# AVAILABLE DATA
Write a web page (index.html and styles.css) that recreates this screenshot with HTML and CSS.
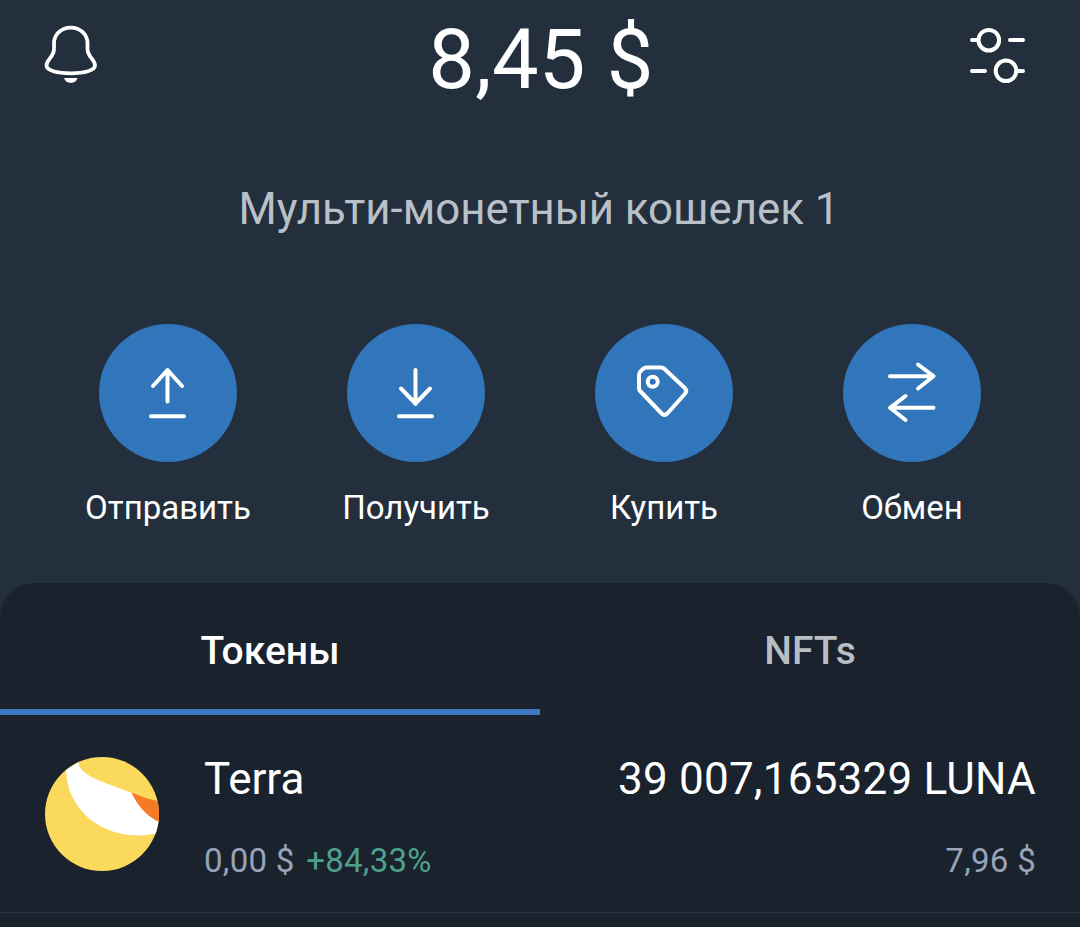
FILE: index.html
```
<!DOCTYPE html>
<html lang="ru">

<head>
  <meta charset="UTF-8">
  <meta name="viewport" content="width=device-width, initial-scale=1.0">
  <title>Кошелек</title>
  <link rel="stylesheet" href="styles.css">
</head>

<body>
  <div class="wallet">
    <header class="header">
      <button class="icon-btn">
        <svg width="60" height="60" viewBox="10 14 60 60" fill="none" stroke="#fff" stroke-width="3.8">
          <path d="M40.8 17.6c-9.6 0-16.8 7-16.8 15.8v5.6c0 8-7.5 10.4-7.5 16.6 0 4.8 10.4 7.7 24.2 7.7s24.3-2.9 24.3-7.7c0-6.2-7.5-8.6-7.5-16.6v-5.6c0-8.8-7.1-15.8-16.7-15.8z" />
          <path d="M34 68h13.6c-1 3.2-3.4 4.9-6.8 4.9s-5.8-1.7-6.8-4.9z" fill="#fff" stroke="none" />
        </svg>
      </button>
      <h1 class="balance">8,45 $</h1>
      <button class="icon-btn">
        <svg width="60" height="60" viewBox="18 14 60 60" fill="none" stroke="#fff" stroke-width="4" stroke-linecap="round">
          <circle cx="38.8" cy="30.2" r="10.3" />
          <path d="M22 30.1h5M60 30.1h13" />
          <circle cx="56" cy="60.8" r="10.3" />
          <path d="M22 61h13M68 61h5" />
        </svg>
      </button>
    </header>

    <div class="wallet-name">Мульти-монетный кошелек 1</div>

    <ul class="actions">
      <li>
        <button class="circle">
          <svg viewBox="0 0 138 138">
            <path d="M68.5 77.5V46M54 62L68.5 46L83 62M52 92.3h33" />
          </svg>
        </button>
        <span>Отправить</span>
      </li>
      <li>
        <button class="circle">
          <svg viewBox="0 0 138 138">
            <path d="M68.5 46V80M54 64.5L68.5 79.5L83 64.5M52 92.3h33" />
          </svg>
        </button>
        <span>Получить</span>
      </li>
      <li>
        <button class="circle">
          <svg viewBox="0 0 138 138">
            <path d="M51.5 43.5h14.500q2 0 3.500 1.500l20.300 19q2.800 3 0 6l-17.500 19.500q-2.800 2.800-5.700 0l-21-22q-1.600-1.600-1.600-3.600v-13q0-2 1.500-3.500l2.500-2.500q1.500-1.400 3.500-1.400z" />
            <circle cx="57.7" cy="57.8" r="5" />
          </svg>
        </button>
        <span>Купить</span>
      </li>
      <li>
        <button class="circle">
          <svg viewBox="0 0 138 138">
            <path d="M47 52.2h43M75 40.5L90.5 52.2L75 64.5" />
            <path d="M90.5 83.8h-43M62.5 72L47 83.8L62.5 96" />
          </svg>
        </button>
        <span>Обмен</span>
      </li>
    </ul>

    <section class="assets">
      <nav class="tabs">
        <a class="active" href="#tokens">Токены</a>
        <a href="#nfts">NFTs</a>
      </nav>

      <div class="token">
        <svg class="token-logo" viewBox="0 0 114 114">
          <clipPath id="coin">
            <circle cx="57" cy="57" r="57" />
          </clipPath>
          <g clip-path="url(#coin)">
            <rect width="114" height="114" fill="#fbd95d" />
            <path d="M21 13L33 5C34 13 42 18 55 24L87 36L116 66V76C105 78 96 79 85 78C51 75 22 50 21 13z" fill="#fff" />
            <path d="M86.5 35.5Q101 42 116 45V66Q96 57 86.5 35.5z" fill="#f47a25" />
          </g>
        </svg>
        <div class="token-info">
          <div class="line">
            <span>Terra</span>
            <span class="amount">39 007,165329 LUNA</span>
          </div>
          <div class="line sub">
            <span>0,00 $ <em>+84,33%</em></span>
            <span>7,96 $</span>
          </div>
        </div>
      </div>
    </section>
  </div>
</body>

</html>
```

FILE: styles.css
```
* {
  box-sizing: border-box;
}

body {
  margin: 0;
  background: #232f3c;
  color: #fff;
  font-family: Roboto, "Noto Sans", sans-serif;
}

button {
  padding: 0;
  border: none;
  background: none;
  cursor: pointer;
}

.wallet {
  display: flex;
  flex-direction: column;
  height: 927px;
  overflow: hidden;
}

.header {
  display: grid;
  grid-template-columns: 1fr auto 1fr;
  height: 120px;
  padding: 10px 52px 0 40px;
}

.icon-btn {
  width: 60px;
  height: 60px;
  margin-top: 14px;
}

.icon-btn:last-child {
  justify-self: end;
}

.icon-btn svg {
  display: block;
}

.balance {
  margin: 0 -7px 0 7px;
  font-size: 83px;
  font-weight: 400;
  line-height: 100px;
  letter-spacing: .3px;
}

.wallet-name {
  margin-top: 63px;
  padding-right: 2px;
  font-size: 43.8px;
  line-height: 52px;
  text-align: center;
  color: #b9c0c7;
}

.actions {
  display: grid;
  grid-template-columns: repeat(4, 1fr);
  margin: 89px 0 0;
  padding: 0 44px;
  list-style: none;
}

.actions li {
  display: flex;
  flex-direction: column;
  align-items: center;
  gap: 27px;
  font-size: 33px;
  line-height: 38px;
}

.circle {
  width: 138px;
  height: 138px;
  border-radius: 50%;
  background: #3175bb;
}

.circle svg {
  display: block;
  fill: none;
  stroke: #fff;
  stroke-width: 4;
  stroke-linecap: round;
  stroke-linejoin: round;
}

.assets {
  flex: 1;
  margin-top: 56px;
  border-radius: 34px 34px 0 0;
  background: #1a222d;
}

.tabs {
  display: flex;
}

.tabs a {
  flex: 1;
  height: 132px;
  padding-top: 45px;
  border-bottom: 6px solid transparent;
  font-size: 39px;
  font-weight: 500;
  line-height: 46px;
  text-align: center;
  text-decoration: none;
  color: #b9bec4;
}

.tabs a.active {
  color: #fff;
  border-bottom-color: #3b78bd;
}

.token {
  display: flex;
  align-items: center;
  height: 198px;
  padding: 0 44px 0 45px;
  border-bottom: 1px solid #2a3640;
}

.token-logo {
  width: 114px;
  height: 114px;
  margin-right: 45px;
}

.token-info {
  flex: 1;
  padding-top: 6px;
}

.line {
  display: flex;
  justify-content: space-between;
  font-size: 44px;
  line-height: 52px;
}

.line .amount {
  letter-spacing: .22px;
}

.line.sub {
  margin-top: 37px;
  font-size: 33px;
  line-height: 38px;
  letter-spacing: .3px;
  color: #98a3b8;
}

.line em {
  margin-left: 3px;
  font-style: normal;
  color: #4da18c;
}
```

# WHAT YOU HAVE TO DO
Every line above should be returned word for word, with the pictures left behind.

# SOLUTION
Write a web page (index.html and styles.css) that recreates this screenshot with HTML and CSS.
FILE: index.html
```
<!DOCTYPE html>
<html lang="ru">

<head>
  <meta charset="UTF-8">
  <meta name="viewport" content="width=device-width, initial-scale=1.0">
  <title>Кошелек</title>
  <link rel="stylesheet" href="styles.css">
</head>

<body>
  <div class="wallet">
    <header class="header">
      <button class="icon-btn">
        <svg width="60" height="60" viewBox="10 14 60 60" fill="none" stroke="#fff" stroke-width="3.8">
          <path d="M40.8 17.6c-9.6 0-16.8 7-16.8 15.8v5.6c0 8-7.5 10.4-7.5 16.6 0 4.8 10.4 7.7 24.2 7.7s24.3-2.9 24.3-7.7c0-6.2-7.5-8.6-7.5-16.6v-5.6c0-8.8-7.1-15.8-16.7-15.8z" />
          <path d="M34 68h13.6c-1 3.2-3.4 4.9-6.8 4.9s-5.8-1.7-6.8-4.9z" fill="#fff" stroke="none" />
        </svg>
      </button>
      <h1 class="balance">8,45 $</h1>
      <button class="icon-btn">
        <svg width="60" height="60" viewBox="18 14 60 60" fill="none" stroke="#fff" stroke-width="4" stroke-linecap="round">
          <circle cx="38.8" cy="30.2" r="10.3" />
          <path d="M22 30.1h5M60 30.1h13" />
          <circle cx="56" cy="60.8" r="10.3" />
          <path d="M22 61h13M68 61h5" />
        </svg>
      </button>
    </header>

    <div class="wallet-name">Мульти-монетный кошелек 1</div>

    <ul class="actions">
      <li>
        <button class="circle">
          <svg viewBox="0 0 138 138">
            <path d="M68.5 77.5V46M54 62L68.5 46L83 62M52 92.3h33" />
          </svg>
        </button>
        <span>Отправить</span>
      </li>
      <li>
        <button class="circle">
          <svg viewBox="0 0 138 138">
            <path d="M68.5 46V80M54 64.5L68.5 79.5L83 64.5M52 92.3h33" />
          </svg>
        </button>
        <span>Получить</span>
      </li>
      <li>
        <button class="circle">
          <svg viewBox="0 0 138 138">
            <path d="M51.5 43.5h14.500q2 0 3.500 1.500l20.300 19q2.800 3 0 6l-17.500 19.500q-2.800 2.800-5.700 0l-21-22q-1.600-1.600-1.600-3.600v-13q0-2 1.500-3.500l2.500-2.500q1.500-1.400 3.500-1.400z" />
            <circle cx="57.7" cy="57.8" r="5" />
          </svg>
        </button>
        <span>Купить</span>
      </li>
      <li>
        <button class="circle">
          <svg viewBox="0 0 138 138">
            <path d="M47 52.2h43M75 40.5L90.5 52.2L75 64.5" />
            <path d="M90.5 83.8h-43M62.5 72L47 83.8L62.5 96" />
          </svg>
        </button>
        <span>Обмен</span>
      </li>
    </ul>

    <section class="assets">
      <nav class="tabs">
        <a class="active" href="#tokens">Токены</a>
        <a href="#nfts">NFTs</a>
      </nav>

      <div class="token">
        <svg class="token-logo" viewBox="0 0 114 114">
          <clipPath id="coin">
            <circle cx="57" cy="57" r="57" />
          </clipPath>
          <g clip-path="url(#coin)">
            <rect width="114" height="114" fill="#fbd95d" />
            <path d="M21 13L33 5C34 13 42 18 55 24L87 36L116 66V76C105 78 96 79 85 78C51 75 22 50 21 13z" fill="#fff" />
            <path d="M86.5 35.5Q101 42 116 45V66Q96 57 86.5 35.5z" fill="#f47a25" />
          </g>
        </svg>
        <div class="token-info">
          <div class="line">
            <span>Terra</span>
            <span class="amount">39 007,165329 LUNA</span>
          </div>
          <div class="line sub">
            <span>0,00 $ <em>+84,33%</em></span>
            <span>7,96 $</span>
          </div>
        </div>
      </div>
    </section>
  </div>
</body>

</html>
```

FILE: styles.css
```
* {
  box-sizing: border-box;
}

body {
  margin: 0;
  background: #232f3c;
  color: #fff;
  font-family: Roboto, "Noto Sans", sans-serif;
}

button {
  padding: 0;
  border: none;
  background: none;
  cursor: pointer;
}

.wallet {
  display: flex;
  flex-direction: column;
  height: 927px;
  overflow: hidden;
}

.header {
  display: grid;
  grid-template-columns: 1fr auto 1fr;
  height: 120px;
  padding: 10px 52px 0 40px;
}

.icon-btn {
  width: 60px;
  height: 60px;
  margin-top: 14px;
}

.icon-btn:last-child {
  justify-self: end;
}

.icon-btn svg {
  display: block;
}

.balance {
  margin: 0 -7px 0 7px;
  font-size: 83px;
  font-weight: 400;
  line-height: 100px;
  letter-spacing: .3px;
}

.wallet-name {
  margin-top: 63px;
  padding-right: 2px;
  font-size: 43.8px;
  line-height: 52px;
  text-align: center;
  color: #b9c0c7;
}

.actions {
  display: grid;
  grid-template-columns: repeat(4, 1fr);
  margin: 89px 0 0;
  padding: 0 44px;
  list-style: none;
}

.actions li {
  display: flex;
  flex-direction: column;
  align-items: center;
  gap: 27px;
  font-size: 33px;
  line-height: 38px;
}

.circle {
  width: 138px;
  height: 138px;
  border-radius: 50%;
  background: #3175bb;
}

.circle svg {
  display: block;
  fill: none;
  stroke: #fff;
  stroke-width: 4;
  stroke-linecap: round;
  stroke-linejoin: round;
}

.assets {
  flex: 1;
  margin-top: 56px;
  border-radius: 34px 34px 0 0;
  background: #1a222d;
}

.tabs {
  display: flex;
}

.tabs a {
  flex: 1;
  height: 132px;
  padding-top: 45px;
  border-bottom: 6px solid transparent;
  font-size: 39px;
  font-weight: 500;
  line-height: 46px;
  text-align: center;
  text-decoration: none;
  color: #b9bec4;
}

.tabs a.active {
  color: #fff;
  border-bottom-color: #3b78bd;
}

.token {
  display: flex;
  align-items: center;
  height: 198px;
  padding: 0 44px 0 45px;
  border-bottom: 1px solid #2a3640;
}

.token-logo {
  width: 114px;
  height: 114px;
  margin-right: 45px;
}

.token-info {
  flex: 1;
  padding-top: 6px;
}

.line {
  display: flex;
  justify-content: space-between;
  font-size: 44px;
  line-height: 52px;
}

.line .amount {
  letter-spacing: .22px;
}

.line.sub {
  margin-top: 37px;
  font-size: 33px;
  line-height: 38px;
  letter-spacing: .3px;
  color: #98a3b8;
}

.line em {
  margin-left: 3px;
  font-style: normal;
  color: #4da18c;
}
```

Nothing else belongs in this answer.